**REQUIREMENTS**. Take the lines from the head of the listing through the one bearing "const [notes, setNotes]" and copy them exactly, leaving every picture out.

**INFORMATION SUPPLIED**.

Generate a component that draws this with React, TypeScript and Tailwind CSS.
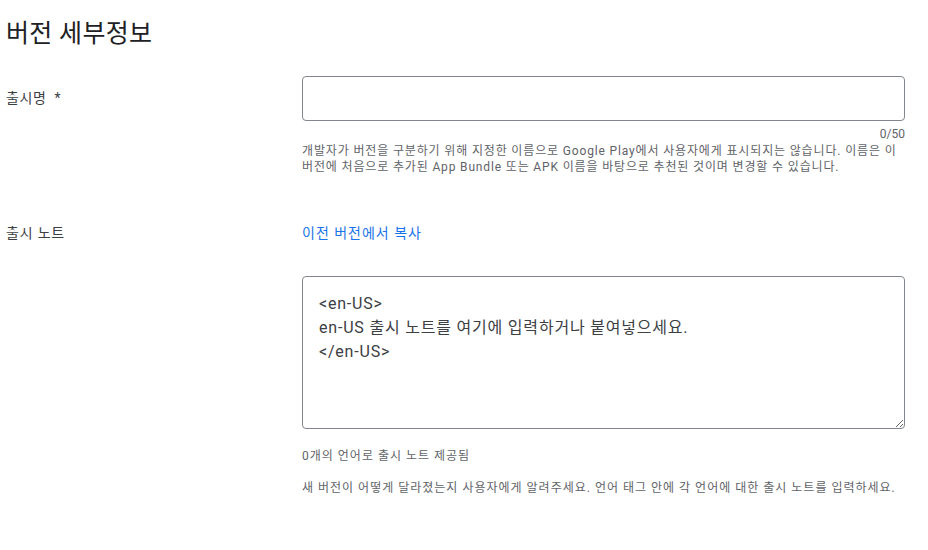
import { useState } from 'react';

const FONT = "font-['Roboto','Noto_Sans_CJK_KR',sans-serif]";

export default function App() {
  const [name, setName] = useState('');
  const [notes, setNotes] = useState('<en-US>\nen-US 출시 노트를 여기에 입력하거나 붙여넣으세요.\n</en-US>');

  return (
    <div className={`${FONT} min-h-[550px] w-[928px] bg-white pl-[6px] text-[#202124]`}>
      <h1 className="pt-[17px] text-[25px] leading-[34px] font-normal tracking-[0.3px]">버전 세부정보</h1>

      {/* Release name */}
      <div className="mt-[25px] grid grid-cols-[296px_603px]">
        <div className="pt-[12px] text-sm leading-5 tracking-[0.6px] text-[#3c4043]">
          출시명 <span className="ml-1">*</span>
        </div>
        <div>
          <input
            value={name}
            onChange={(e) => setName(e.target.value)}
            className="h-[45px] w-full rounded border border-[#80868b] px-4 text-base outline-none"
          />
          <div className="mt-[5px] text-right text-xs leading-4 text-[#5f6368]">{name.length}/50</div>
          <p className="mt-[1px] text-xs leading-4 tracking-[0.85px] whitespace-nowrap text-[#5f6368]">
            <span className="block">
              개발자가 버전을 구분하기 위해 지정한 이름으로 Google Play에서 사용자에게 표시되지는 않습니다. 이름은 이
            </span>
            <span className="block">
              버전에 처음으로 추가된 App Bundle 또는 APK 이름을 바탕으로 추천된 것이며 변경할 수 있습니다.
            </span>
          </p>
        </div>
      </div>

      {/* Release notes */}
      <div className="mt-[48px] grid grid-cols-[296px_603px]">
        <div className="text-sm leading-5 tracking-[0.8px] text-[#3c4043]">출시 노트</div>
        <div>
          <button className="block text-sm leading-5 tracking-[1px] text-[#1a73e8]">이전 버전에서 복사</button>
          <textarea
            value={notes}
            onChange={(e) => setNotes(e.target.value)}
            className="mt-[33px] block h-[153px] w-full resize-y rounded border border-[#80868b] px-4 pt-[15px] text-base leading-6 tracking-[0.8px] text-[#3c4043] outline-none"
          />
          <div className="mt-[19px] text-xs leading-4 tracking-[1px] text-[#5f6368]">0개의 언어로 출시 노트 제공됨</div>
          <div className="mt-[16px] text-xs leading-4 tracking-[1px] whitespace-nowrap text-[#5f6368]">
            새 버전이 어떻게 달라졌는지 사용자에게 알려주세요. 언어 태그 안에 각 언어에 대한 출시 노트를 입력하세요.
          </div>
        </div>
      </div>
    </div>
  );
}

**FINISHED TASK**.
Generate a component that draws this with React, TypeScript and Tailwind CSS.
import { useState } from 'react';

const FONT = "font-['Roboto','Noto_Sans_CJK_KR',sans-serif]";

export default function App() {
  const [name, setName] = useState('');
  const [notes, setNotes] = useState('<en-US>\nen-US 출시 노트를 여기에 입력하거나 붙여넣으세요.\n</en-US>');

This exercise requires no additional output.